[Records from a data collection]
• • • • •

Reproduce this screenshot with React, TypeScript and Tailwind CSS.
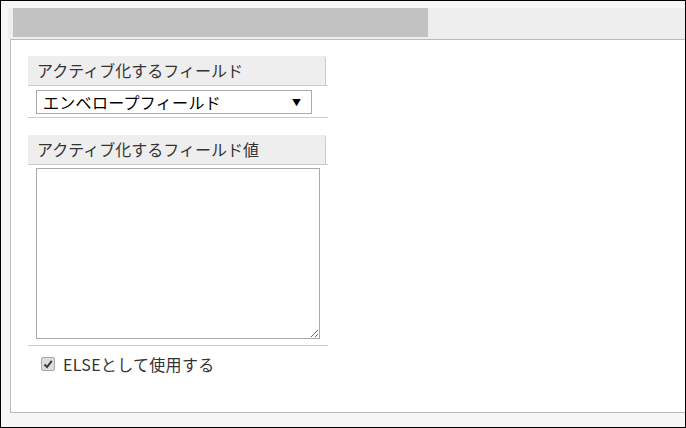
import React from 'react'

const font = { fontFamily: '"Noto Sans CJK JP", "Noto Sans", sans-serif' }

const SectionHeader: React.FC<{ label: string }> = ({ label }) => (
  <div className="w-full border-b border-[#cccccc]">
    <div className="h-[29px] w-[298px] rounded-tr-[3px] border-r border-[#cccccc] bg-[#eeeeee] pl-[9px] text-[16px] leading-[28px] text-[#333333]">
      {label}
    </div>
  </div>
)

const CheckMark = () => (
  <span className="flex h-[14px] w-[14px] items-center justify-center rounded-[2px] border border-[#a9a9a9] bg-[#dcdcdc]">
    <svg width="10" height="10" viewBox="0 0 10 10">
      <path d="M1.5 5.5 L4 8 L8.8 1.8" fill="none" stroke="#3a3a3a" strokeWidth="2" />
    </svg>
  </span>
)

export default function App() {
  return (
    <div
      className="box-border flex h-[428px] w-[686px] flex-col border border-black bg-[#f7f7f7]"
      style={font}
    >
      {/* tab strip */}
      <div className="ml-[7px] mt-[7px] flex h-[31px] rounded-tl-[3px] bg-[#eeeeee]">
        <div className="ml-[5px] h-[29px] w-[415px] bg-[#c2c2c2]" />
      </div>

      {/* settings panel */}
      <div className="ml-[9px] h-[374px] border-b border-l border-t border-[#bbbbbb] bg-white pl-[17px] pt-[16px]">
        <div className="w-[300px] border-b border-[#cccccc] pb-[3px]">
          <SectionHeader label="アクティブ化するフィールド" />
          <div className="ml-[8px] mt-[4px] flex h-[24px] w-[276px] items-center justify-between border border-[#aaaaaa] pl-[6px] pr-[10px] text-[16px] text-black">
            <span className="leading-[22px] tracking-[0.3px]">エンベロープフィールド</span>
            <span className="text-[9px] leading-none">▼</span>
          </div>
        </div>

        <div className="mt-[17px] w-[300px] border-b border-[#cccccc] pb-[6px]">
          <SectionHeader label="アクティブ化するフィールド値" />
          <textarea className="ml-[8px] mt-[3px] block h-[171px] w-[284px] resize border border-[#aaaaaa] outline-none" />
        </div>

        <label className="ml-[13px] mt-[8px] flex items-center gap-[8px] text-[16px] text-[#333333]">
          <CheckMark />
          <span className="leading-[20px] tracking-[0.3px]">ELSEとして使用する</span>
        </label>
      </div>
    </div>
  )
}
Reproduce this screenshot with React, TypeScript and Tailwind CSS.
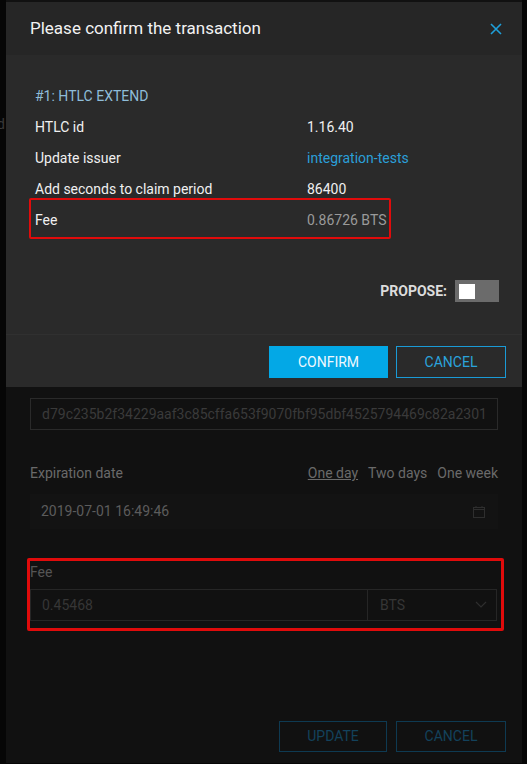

• • • • •

## [Given request]
Images in the data above are to be skipped. Retype all other material exactly.

## [Completed task]
Reproduce this screenshot with React, TypeScript and Tailwind CSS.
import React from 'react'

const font = { fontFamily: '"Noto Sans CJK JP", "Noto Sans", sans-serif' }

const SectionHeader: React.FC<{ label: string }> = ({ label }) => (
  <div className="w-full border-b border-[#cccccc]">
    <div className="h-[29px] w-[298px] rounded-tr-[3px] border-r border-[#cccccc] bg-[#eeeeee] pl-[9px] text-[16px] leading-[28px] text-[#333333]">
      {label}
    </div>
  </div>
)

const CheckMark = () => (
  <span className="flex h-[14px] w-[14px] items-center justify-center rounded-[2px] border border-[#a9a9a9] bg-[#dcdcdc]">
    <svg width="10" height="10" viewBox="0 0 10 10">
      <path d="M1.5 5.5 L4 8 L8.8 1.8" fill="none" stroke="#3a3a3a" strokeWidth="2" />
    </svg>
  </span>
)

export default function App() {
  return (
    <div
      className="box-border flex h-[428px] w-[686px] flex-col border border-black bg-[#f7f7f7]"
      style={font}
    >
      {/* tab strip */}
      <div className="ml-[7px] mt-[7px] flex h-[31px] rounded-tl-[3px] bg-[#eeeeee]">
        <div className="ml-[5px] h-[29px] w-[415px] bg-[#c2c2c2]" />
      </div>

      {/* settings panel */}
      <div className="ml-[9px] h-[374px] border-b border-l border-t border-[#bbbbbb] bg-white pl-[17px] pt-[16px]">
        <div className="w-[300px] border-b border-[#cccccc] pb-[3px]">
          <SectionHeader label="アクティブ化するフィールド" />
          <div className="ml-[8px] mt-[4px] flex h-[24px] w-[276px] items-center justify-between border border-[#aaaaaa] pl-[6px] pr-[10px] text-[16px] text-black">
            <span className="leading-[22px] tracking-[0.3px]">エンベロープフィールド</span>
            <span className="text-[9px] leading-none">▼</span>
          </div>
        </div>

        <div className="mt-[17px] w-[300px] border-b border-[#cccccc] pb-[6px]">
          <SectionHeader label="アクティブ化するフィールド値" />
          <textarea className="ml-[8px] mt-[3px] block h-[171px] w-[284px] resize border border-[#aaaaaa] outline-none" />
        </div>

        <label className="ml-[13px] mt-[8px] flex items-center gap-[8px] text-[16px] text-[#333333]">
          <CheckMark />
          <span className="leading-[20px] tracking-[0.3px]">ELSEとして使用する</span>
        </label>
      </div>
    </div>
  )
}
Reproduce this screenshot with React, TypeScript and Tailwind CSS.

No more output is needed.